Consequently the return of the Malcolm Tucker – played by the rapid Peter Capaldi – will be one of the most eagerly awaited TV comedy events of the year and after the MPs dragged themselves through the PR sewer system last summer, this latest round of politician-kicking should is just as frenzied as the first.

The first episode opens in the midst of a frantic cabinet re-shuffle and even before the opening credits have rolled, Malcolm is gunning people down with bullets of lethally observed slander. “That man is so dense that light actually bends around him! Now come on people, I’ve got a ‘to do’ list longer than a f*****g Leonard Cohen song!”
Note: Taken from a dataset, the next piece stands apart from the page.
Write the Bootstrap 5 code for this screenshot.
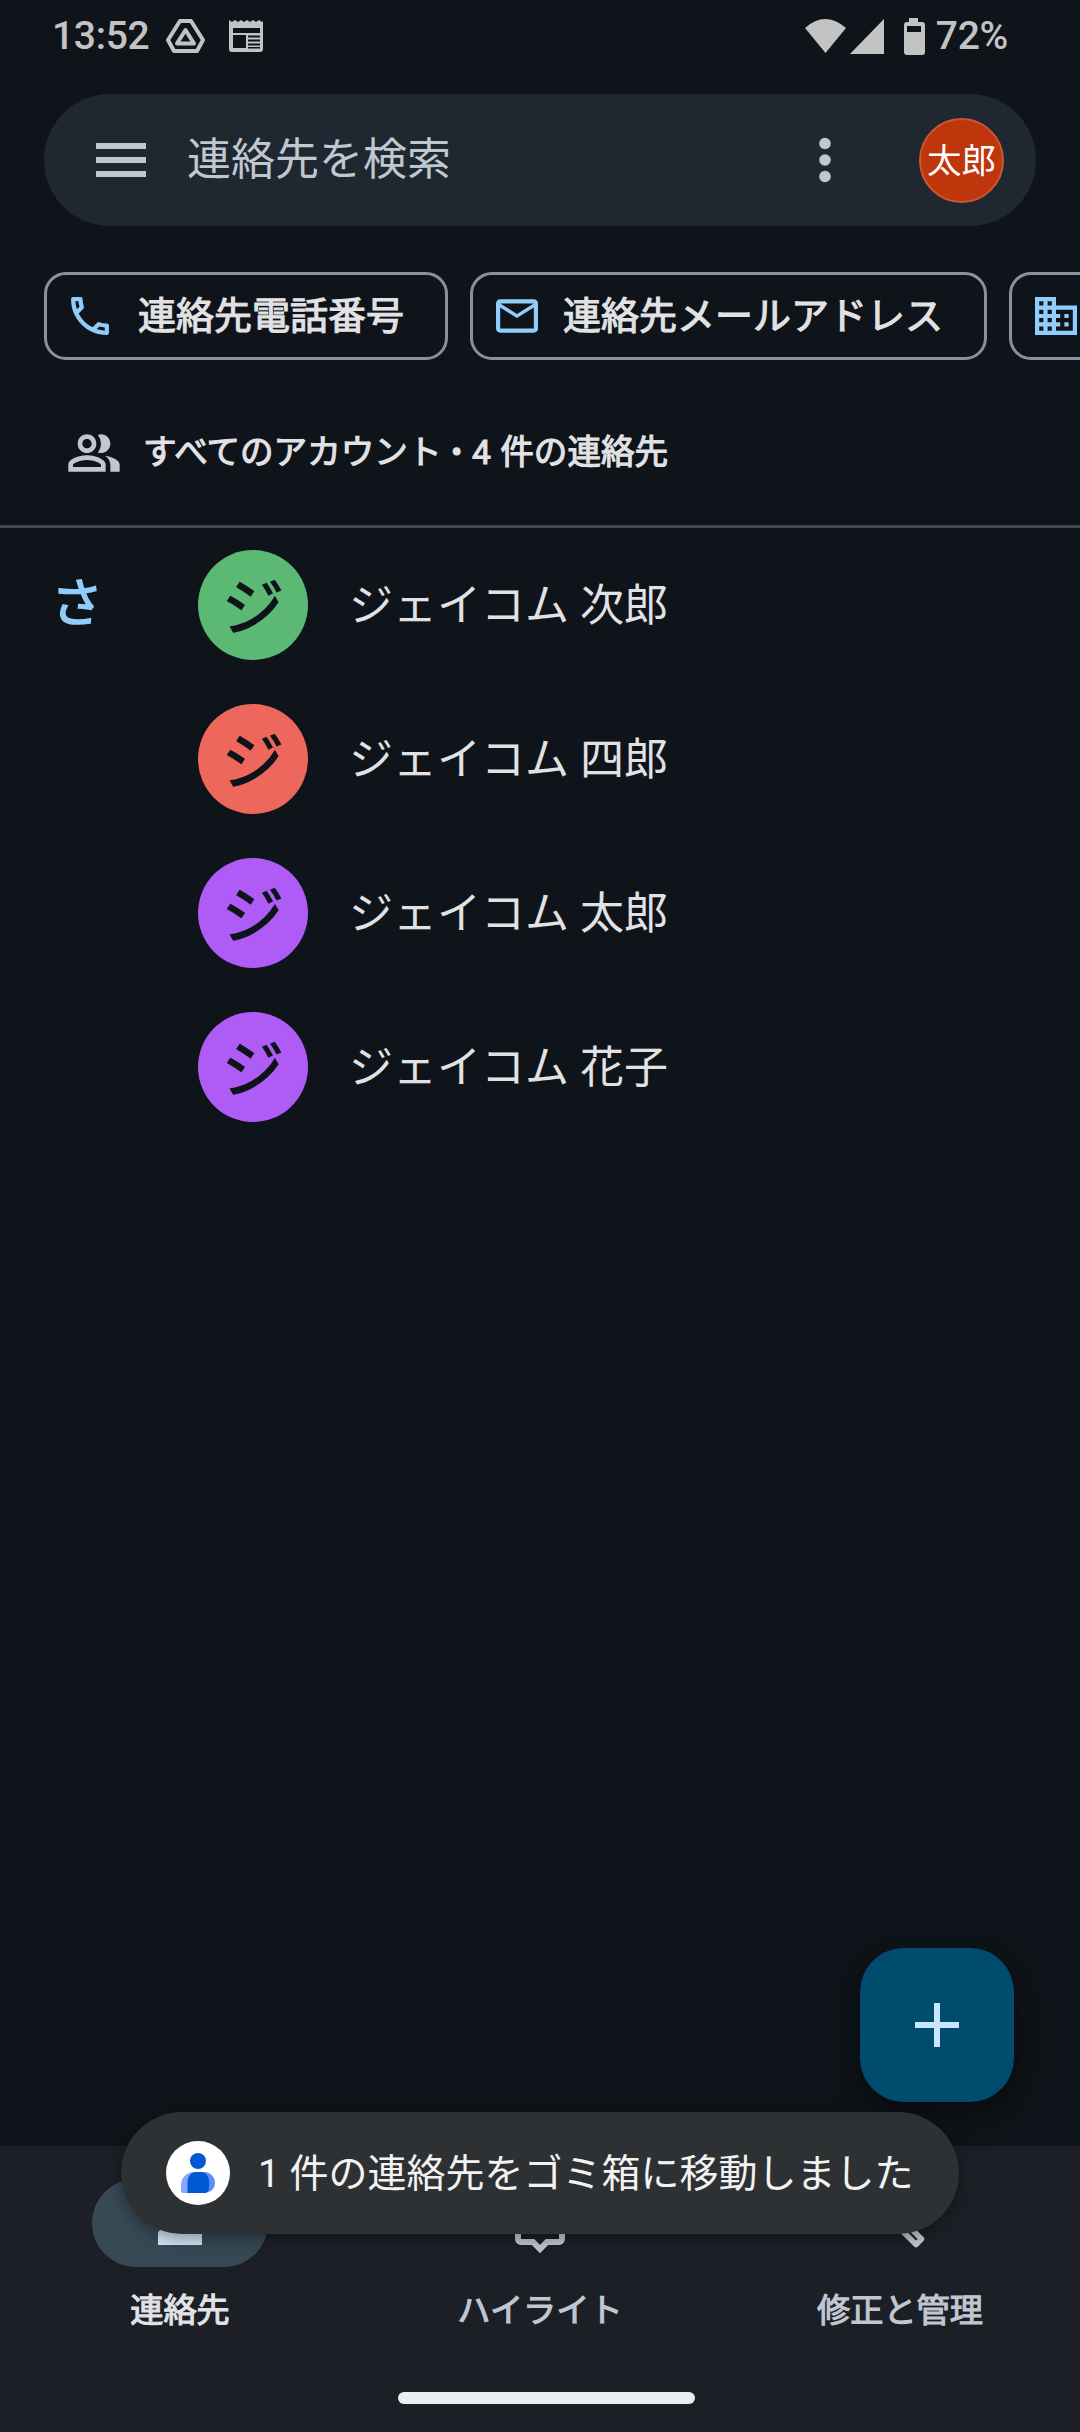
<!DOCTYPE html>
<html lang="ja" data-bs-theme="dark">
<head>
<meta charset="utf-8">
<meta name="viewport" content="width=device-width, initial-scale=1">
<title>連絡先</title>
<link href="https://cdn.jsdelivr.net/npm/bootstrap@5.3.0/dist/css/bootstrap.min.css" rel="stylesheet">
<style>
body{background:#0f141a;color:#e2e2e5;font-family:Roboto,"Noto Sans CJK JP",sans-serif;margin:0;overflow:hidden}
svg{display:block;flex:none}
.phone{width:1080px;height:2432px;overflow:hidden}
.medium{font-weight:400;-webkit-text-stroke:1.1px currentColor}
.status{height:94px;padding:0 72px 22px 52px;color:#c3c3c3;font-size:39px;font-weight:500;line-height:72px;letter-spacing:-.3px}
.drive{margin-left:17px}
.news{margin-left:23px}
.level{margin-left:9px}
.search{height:132px;margin:0 44px;padding:0 32px 0 52px;border-radius:66px;background:#1f2830;color:#c1c7d0;font-size:44px;line-height:132px}
.search-text{padding-left:41px}
.me{width:85px;height:85px;margin-left:88px;border:2px solid #cb5732;background:#bf360c;color:#fff;font-size:34.5px;line-height:82px}
.chips{margin:46px 0 0 44px;gap:22px}
.chip{height:88px;border:3px solid #8b9199;border-radius:22px;padding:0 41px 0 23px;font-size:38px;white-space:nowrap}
.chip svg{margin-right:25px}
.chip .call{margin:0 28px 0 0}
.accounts{height:165px;padding:21px 0 0 66px;font-size:33.6px;word-spacing:1.2px}
.accounts svg{margin-right:21px}
.rule{height:3px;background:#43474e}
.people{padding-top:22px}
.person{height:154px;padding-bottom:44px;font-size:44px}
.person-name{padding-top:2px}
.letter{width:198px;padding-left:51px;color:#91cdfb;font-size:52px;line-height:60px;-webkit-text-stroke-width:1.6px}
.face{width:110px;height:110px;color:#0f141a;font-size:62px;line-height:117px;margin-right:41px;-webkit-text-stroke-width:1.4px}
.c-green{background:#5bb974}.c-red{background:#ee675c}.c-purple{background:#af5cf7}
.tabs{height:286px;background:#1c1f26;color:#c1c7d0;font-size:33.2px;padding-top:33px}
.tab-i{height:88px;width:176px;border-radius:44px}
.tab-i.on{background:#374955;color:#d3e5f5}
.tab-t{line-height:40px;margin-top:24px}
.tab-t.on{color:#e2e2e5}
.home{width:297px;height:12px;border-radius:6px;background:#ecedee;left:398px;top:2392px}
.fab{left:860px;top:1948px;width:154px;height:154px;border-radius:44px;background:#004c6e;box-shadow:0 8px 18px rgba(0,0,0,.35),4px 12px 32px rgba(14,18,16,.7)}
.snack{left:121px;top:2112px;width:838px;height:122px;border-radius:61px;background:#2e3133;color:#f2f2f2;font-size:39px;box-shadow:0 5px 16px rgba(0,0,0,.35);padding-left:45px;white-space:nowrap}
.snack span{margin:3px 0 0 28px}
</style>
</head>
<body>
<div class="phone position-relative d-flex flex-column">
  <header class="status d-flex align-items-center flex-shrink-0">
    <span>13:52</span>
    <svg class="drive" width="39" height="36" viewBox="0 0 39 36" fill="none" stroke="#c3c3c3" stroke-width="4" stroke-linejoin="round"><path d="M14 3h11l12 19-6 11H8L2 22z"/><path d="M19.500 12L28 25.500H11z"/></svg>
    <svg class="news" width="36" height="34" viewBox="0 0 36 34"><path fill="#c3c3c3" fill-rule="evenodd" d="M1 1l3 2 3-2 3 2 3-2 3 2 3-2 3 2 3-2 3 2 3-2 3 2 1-1v28a3 3 0 0 1-3 3H4a3 3 0 0 1-3-3zM5 9v5h27V9zM5 16v13h13V16zM20 16.500v2h12v-2zM20 20.500v2h12v-2zM20 24.500v2h12v-2zM20 28v1.500h12V28z"/></svg>
    <div class="ms-auto d-flex align-items-center">
      <svg width="123" height="38" viewBox="0 0 123 38" fill="#c3c3c3"><path d="M1 11Q21-7 42 11L21.500 36zM46 37L80 2v35z"/><path fill-rule="evenodd" d="M105 1h9v4h4a3 3 0 0 1 3 3v27a3 3 0 0 1-3 3h-15a3 3 0 0 1-3-3V8a3 3 0 0 1 3-3h2zM103 9v6h14V9z"/></svg>
      <span class="level">72%</span>
    </div>
  </header>
  <div class="search d-flex align-items-center flex-shrink-0">
    <svg width="50" height="34" viewBox="0 0 50 34" fill="#c1c7d0"><path d="M0 0h50v6H0zM0 14h50v6H0zM0 28h50v6H0z"/></svg>
    <span class="search-text">連絡先を検索</span>
    <svg class="ms-auto" width="12" height="46" viewBox="0 0 12 46" fill="#c1c7d0"><circle cx="6" cy="6.500" r="5.800"/><circle cx="6" cy="23" r="5.800"/><circle cx="6" cy="39.500" r="5.800"/></svg>
    <div class="me rounded-circle text-center">太郎</div>
  </div>
  <div class="chips d-flex flex-shrink-0">
    <div class="chip medium d-flex align-items-center flex-shrink-0"><svg class="call" width="40" height="40" viewBox="2.500 2.500 19 19" fill="#91cdfb"><path d="M6.540 5c.06.89.21 1.760.45 2.590l-1.200 1.200c-.41-1.200-.67-2.470-.76-3.790h1.510m9.860 12.020c.85.24 1.720.39 2.600.45v1.490c-1.320-.09-2.590-.35-3.800-.75l1.200-1.190M7.500 3H4c-.55 0-1 .45-1 1 0 9.390 7.610 17 17 17 .55 0 1-.45 1-1v-3.490c0-.55-.45-1-1-1-1.240 0-2.450-.2-3.570-.57a.84.84 0 0 0-.31-.05c-.26 0-.51.1-.71.29l-2.200 2.200a15.150 15.150 0 0 1-6.590-6.590l2.200-2.200c.28-.28.36-.67.25-1.020A11.360 11.360 0 0 1 8.500 4c0-.55-.45-1-1-1z"/></svg>連絡先電話番号</div>
    <div class="chip medium d-flex align-items-center flex-shrink-0"><svg width="42" height="34" viewBox="2 4 20 16" fill="#91cdfb"><path d="M22 6c0-1.100-.9-2-2-2H4c-1.100 0-2 .9-2 2v12c0 1.100.9 2 2 2h16c1.100 0 2-.9 2-2V6zm-2 0l-8 5-8-5h16zm0 12H4V8l8 5 8-5v10z"/></svg>連絡先メールアドレス</div>
    <div class="chip d-flex align-items-center flex-shrink-0"><svg width="42" height="38" viewBox="2 3 20 18" fill="#91cdfb"><path d="M12 7V3H2v18h20V7H12zM6 19H4v-2h2v2zm0-4H4v-2h2v2zm0-4H4V9h2v2zm0-4H4V5h2v2zm4 12H8v-2h2v2zm0-4H8v-2h2v2zm0-4H8V9h2v2zm0-4H8V5h2v2zm10 12h-8v-2h2v-2h-2v-2h2v-2h-2V9h8v10zm-2-8h-2v2h2v-2zm0 4h-2v2h2v-2z"/></svg></div>
  </div>
  <div class="accounts medium d-flex align-items-center flex-shrink-0">
    <svg width="56" height="56" viewBox="0 0 24 24" fill="#c1c7d0"><path d="M16.670 13.130C18.040 14.060 19 15.320 19 17v3h4v-3c0-2.180-3.570-3.470-6.330-3.870zM15 12c2.210 0 4-1.790 4-4s-1.790-4-4-4c-.47 0-.91.1-1.330.24a5.980 5.980 0 0 1 0 7.520c.42.14.86.24 1.330.24zM9 12c2.210 0 4-1.790 4-4s-1.790-4-4-4-4 1.790-4 4 1.790 4 4 4zm0-6c1.100 0 2 .9 2 2s-.9 2-2 2-2-.9-2-2 .9-2 2-2zM9 13c-2.670 0-8 1.340-8 4v3h16v-3c0-2.660-5.330-4-8-4zm6 5H3v-.99C3.200 16.290 6.300 15 9 15s5.800 1.290 6 2v1z"/></svg>
    <span>すべてのアカウント • 4 件の連絡先</span>
  </div>
  <div class="rule flex-shrink-0"></div>
  <main class="people flex-grow-1">
    <div class="person d-flex align-items-center"><div class="letter medium">さ</div><div class="face c-green rounded-circle text-center medium">ジ</div><span class="person-name">ジェイコム 次郎</span></div>
    <div class="person d-flex align-items-center"><div class="letter"></div><div class="face c-red rounded-circle text-center medium">ジ</div><span class="person-name">ジェイコム 四郎</span></div>
    <div class="person d-flex align-items-center"><div class="letter"></div><div class="face c-purple rounded-circle text-center medium">ジ</div><span class="person-name">ジェイコム 太郎</span></div>
    <div class="person d-flex align-items-center"><div class="letter"></div><div class="face c-purple rounded-circle text-center medium">ジ</div><span class="person-name">ジェイコム 花子</span></div>
  </main>
  <nav class="tabs medium d-flex flex-shrink-0">
    <div class="col-4 d-flex flex-column align-items-center"><div class="tab-i on d-flex align-items-center justify-content-center"><svg width="66" height="66" viewBox="0 0 24 24" fill="currentColor"><path d="M12 11c2.210 0 4-1.790 4-4s-1.790-4-4-4-4 1.790-4 4 1.790 4 4 4zM12 12.500c-2.670 0-8 1-8 3.500v4h16v-4c0-2.500-5.330-3.500-8-3.500z"/></svg></div><div class="tab-t on">連絡先</div></div>
    <div class="col-4 d-flex flex-column align-items-center"><div class="tab-i d-flex align-items-center justify-content-center"><svg width="66" height="66" viewBox="0 0 66 66" fill="none" stroke="currentColor" stroke-width="6"><path d="M14 8h38a3 3 0 0 1 3 3v38a3 3 0 0 1-3 3H40l-7 7-7-7H14a3 3 0 0 1-3-3V11a3 3 0 0 1 3-3z"/></svg></div><div class="tab-t">ハイライト</div></div>
    <div class="col-4 d-flex flex-column align-items-center"><div class="tab-i d-flex align-items-center justify-content-center"><svg width="66" height="66" viewBox="0 0 66 66" fill="none" stroke="currentColor" stroke-width="5.500" stroke-linejoin="round"><path d="M20 25.500L49 54.500l5.500-5.500-29-29z"/></svg></div><div class="tab-t">修正と管理</div></div>
  </nav>
  <div class="fab position-absolute d-flex align-items-center justify-content-center"><svg width="44" height="44" viewBox="0 0 44 44" fill="#c9e6ff"><path d="M19 0h6v19h19v6H25v19h-6V25H0v-6h19z"/></svg></div>
  <div class="snack position-absolute d-flex align-items-center">
    <svg width="64" height="64" viewBox="0 0 64 64"><circle cx="32" cy="32" r="32" fill="#fff"/><circle cx="32" cy="20" r="8" fill="#0059d0"/><path d="M15 50v-6a13 13 0 0 1 13-13h9v21H17a2 2 0 0 1-2-2z" fill="#86a9ff"/><path d="M27 31h11a11 11 0 0 1 11 11a10 10 0 0 1-10 10H27z" fill="#5a8dff"/><path d="M21.500 52V41c0-6 4-10 9-10h4c5 0 8.500 4 8.500 9v6c0 4-2 6-5 6z" fill="#0059d0"/></svg>
    <span>1 件の連絡先をゴミ箱に移動しました</span>
  </div>
  <div class="home position-absolute"></div>
</div>
<script src="https://cdn.jsdelivr.net/npm/bootstrap@5.3.0/dist/js/bootstrap.bundle.min.js"></script>
</body>
</html>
Within minutes we have a new departmental minister to step into the shoes of the distantly out-of-touch Hugh Abbot who was coincidentally dropped nearly as quickly as the actor who played him back in the first series. Nicola Murray (played by an excellent Rebecca Front) is the latest poor fool to head the fictitious Department of Social Affairs and Citizenship and Tucker wastes no time in tearing her a new one. (“you step out of line and they’ll be all over you like pigeons on a chip”.)

If you enjoyed the first helping from Armando Iannucci, then this certainly won’t disappoint.